Back in March, when Florida’s legislature was debating the “Parental Rights in Education” bill — the legislation that Democrats insist upon calling “Don’t Say Gay” — the former Disney CEO Iger loudly opposed it, and the perception was that Chapek didn’t want the company to get involved in the fight. As the Hollywood Reporter put it at the time:

More importantly, Chapek is busy putting his own stamp on Disney company culture, and clearly he will be less willing to wade into advocacy than Iger. For example, a knowledgeable source says Chapek balked at a proposal to weigh in on voting rights.

Chapek is private about his politics but is believed to be much more conservative than Iger, who was a registered Democrat before becoming an independent in 2016. “Chapek is staunchly opposed to bringing Disney into issues he deems irrelevant to the company and its businesses,” this person says.

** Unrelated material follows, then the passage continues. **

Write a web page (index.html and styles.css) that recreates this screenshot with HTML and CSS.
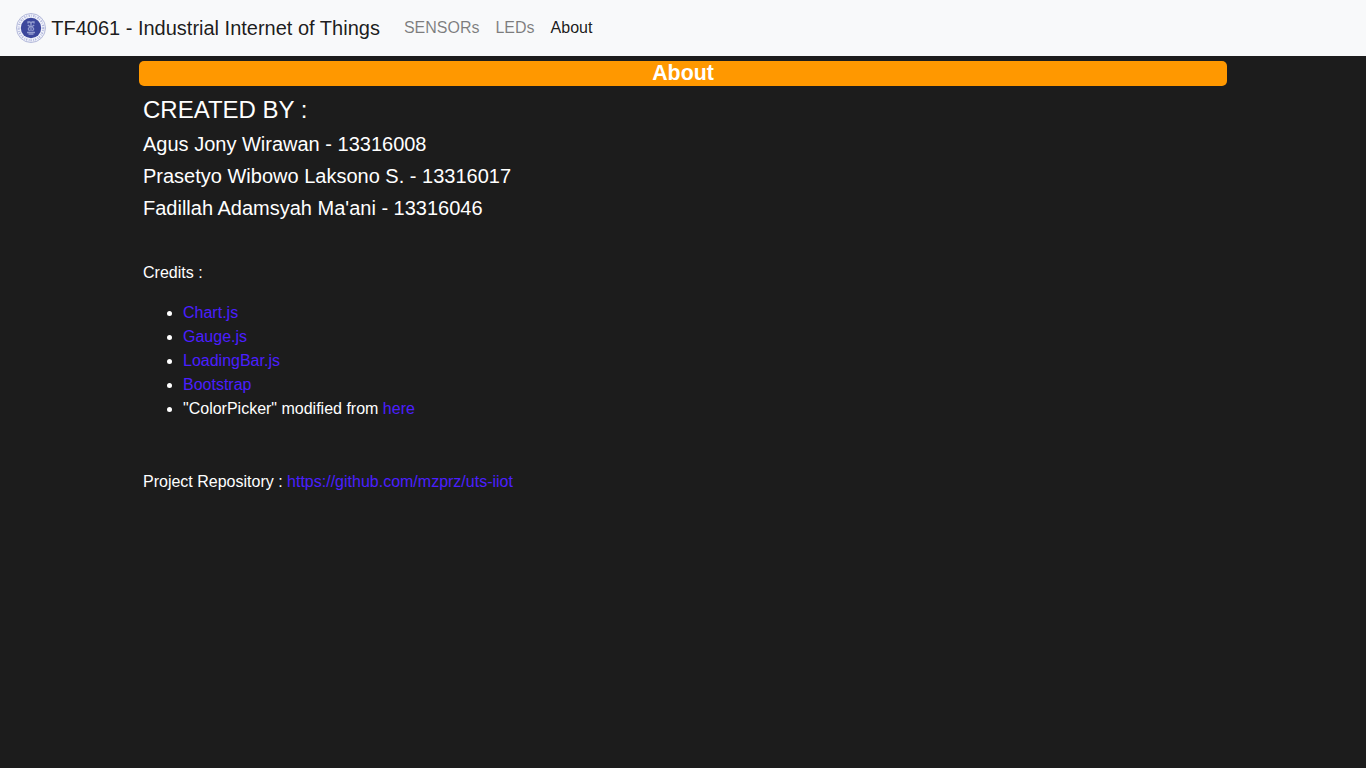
FILE: index.html
```html
<!DOCTYPE html>
<html lang="en">
<head>
<meta charset="utf-8">
<title>About</title>
<link rel="stylesheet" href="styles.css">
</head>
<body>
<nav class="navbar">
  <a class="brand" href="#">
    <svg class="logo" viewBox="0 0 30 30" width="30" height="30" aria-hidden="true">
      <circle cx="15" cy="15" r="14.5" fill="#f1f3fb" stroke="#a3aad0" stroke-width=".8"/>
      <circle cx="15" cy="15" r="12.3" fill="none" stroke="#b3b9dc" stroke-width="2.200" stroke-dasharray="1.300 1 .8 1.500"/>
      <circle cx="15" cy="15" r="10.200" fill="#3c479c"/>
      <path d="M12 10.500v-1.500h2l1 1.500 1-1.500h2v1.500M15 10v8M11.800 12l2 1.500-1.500 2.500 1.200 2M18.200 12l-2 1.500 1.500 2.500-1.200 2M11 19.500h8M12.500 21.200h5" fill="none" stroke="#959ed0" stroke-width="1.300"/>
    </svg>
    TF4061 - Industrial Internet of Things
  </a>
  <div class="links">
    <a class="nav-link" href="#">SENSORs</a>
    <a class="nav-link" href="#">LEDs</a>
    <a class="nav-link active" href="#">About</a>
  </div>
</nav>
<main class="container">
  <h1 class="title">About</h1>
  <section class="content">
    <h2 class="created">CREATED BY :</h2>
    <h3 class="author">Agus Jony Wirawan - 13316008</h3>
    <h3 class="author">Prasetyo Wibowo Laksono S. - 13316017</h3>
    <h3 class="author">Fadillah Adamsyah Ma'ani - 13316046</h3>
    <p class="credits">Credits :</p>
    <ul class="list">
      <li><a href="#">Chart.js</a></li>
      <li><a href="#">Gauge.js</a></li>
      <li><a href="#">LoadingBar.js</a></li>
      <li><a href="#">Bootstrap</a></li>
      <li>"ColorPicker" modified from <a href="#">here</a></li>
    </ul>
    <p class="repo">Project Repository : <a href="#">https://github.com/mzprz/uts-iiot</a></p>
  </section>
</main>
</body>
</html>
```
FILE: styles.css
```css
* { box-sizing: border-box; }
body {
  margin: 0;
  min-height: 100vh;
  background: #1c1c1c;
  color: #fff;
  font: 16px/24px "Liberation Sans", Arial, sans-serif;
}
a { color: #4b1fff; text-decoration: none; }
.navbar {
  display: flex;
  align-items: center;
  height: 56px;
  padding: 8px 16px;
  background: #f8f9fa;
}
.brand {
  margin-right: 16px;
  font-size: 20px;
  line-height: 30px;
  color: rgba(0, 0, 0, .9);
  white-space: nowrap;
}
.logo { vertical-align: top; }
.links { display: flex; }
.nav-link { padding: 8px; color: rgba(0, 0, 0, .5); }
.nav-link.active { color: rgba(0, 0, 0, .9); }
.container { width: 1088px; margin: 5px auto 0; }
.title {
  height: 25px;
  margin: 0;
  border-radius: 5px;
  background: #ff9800;
  font-size: 21.33px;
  font-weight: bold;
  line-height: 24px;
  text-align: center;
}
.content { padding: 9px 4px 0; }
.created { margin: 0 0 8px; font-size: 24px; font-weight: 400; line-height: 29px; }
.author { margin: 0 0 8px; font-size: 20px; font-weight: 400; line-height: 24px; }
.credits { margin: 41px 0 16px; }
.list { margin: 0; padding-left: 40px; }
.repo { margin: 49px 0 0; }
```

It didn’t take too long for gay and lesbian Disney employees to complain that the company’s leadership was abandoning them by not attempting to use its leverage to block the bill. Chapek belatedly moved to oppose the bill, and it didn’t go well for him, as our Phil Klein reported at the time:

For those who missed it, Disney’s CEO Bob Chapek made a public show of calling DeSantis in protest about the parental-rights bill, which has been dishonestly labeled by Democrats and the compliant media as the “Don’t Say Gay” bill. Some suggested that this put DeSantis in a tight spot, given that Disney is one of the most powerful businesses in the state and one of its major employers. But the governor not only told Disney to pound sand, he made a public show of it. . . . In addition to a statement, video was leaked to Fox of DeSantis ripping into Disney and “woke corporations.” Then DeSantis released a campaign ad that prominently featured the video clip, including the part where he — justifiably so — rips Disney’s business dealings with China.

Chapek didn’t placate many of Disney’s employees and made his company an even larger target of criticism from Republicans. (The fight did lead to Newsweek choosing to portray Disney, with its $203 billion in assets, as a beleaguered underdog about to be squashed by the big, mean GOP.)

At the end of October, Chapek appeared on a Wall Street Journal podcast and was asked directly whether the company had become “too woke.” Chapek’s answer was a masterpiece of avoiding any direct political statements:

The world is a rich, diverse place and we want our content to reflect that. And we’re so blessed to have the greatest content creators and they see it similarly. But I think that’s good from a commercial standpoint as well because then you appeal to the largest possible audience. And certainly we live in a world now where everything seems to be polarized, but I think we want Disney to stand for bringing people together and I think we’ll do that by diverse stories and diverse characters.

By comparison, Iger was briefly on a Trump administration business-advisory panel, but resigned when Trump withdrew from the Paris climate accords. He also repeatedly clashed with former president Trump and weighed in increasingly loudly and frequently on DACA, gun control, and other political topics.

At the beginning of the month, CNBC reported that Chapek had been reaching out to House Republicans, attempting to smooth over areas of disagreement:

Disney CEO Bob Chapek has been having private phone calls this year with House Republican leaders including Minority Whip Steve Scalise, R-La., according to people briefed on the matter. Scalise is in line to become House majority leader if Republicans take control of the chamber, which would make him the No. 2 official in the majority party.

Chapek seemed to want to depoliticize Disney, or at least prevent the company from fully embracing every scalding-hot political controversy that came down the pike. Conservatives love the slogan, “Get woke, go broke.” But Chapek wanted to make Disney less woke, and his efforts didn’t improve the company’s bottom line.

The Disney board of directors knows Iger’s increasingly outspoken politics and concluded that they will do less damage than continuing with Chapek’s less-controversy-courting approach. Then again, there may be something of a “woke premium” at work here. The board may well feel that Iger is more likely to keep progressive employees happy and mitigate one potential problem that Chapek’s more neutral approach would exacerbate.

ADDENDUM: Thanks to Howard Kurtz for having me on his program, MediaBuzz, yesterday morning, to discuss how the media covered Donald Trump’s campaign launch, and how Ron DeSantis and Mike Pence are responding to Trump’s new bid.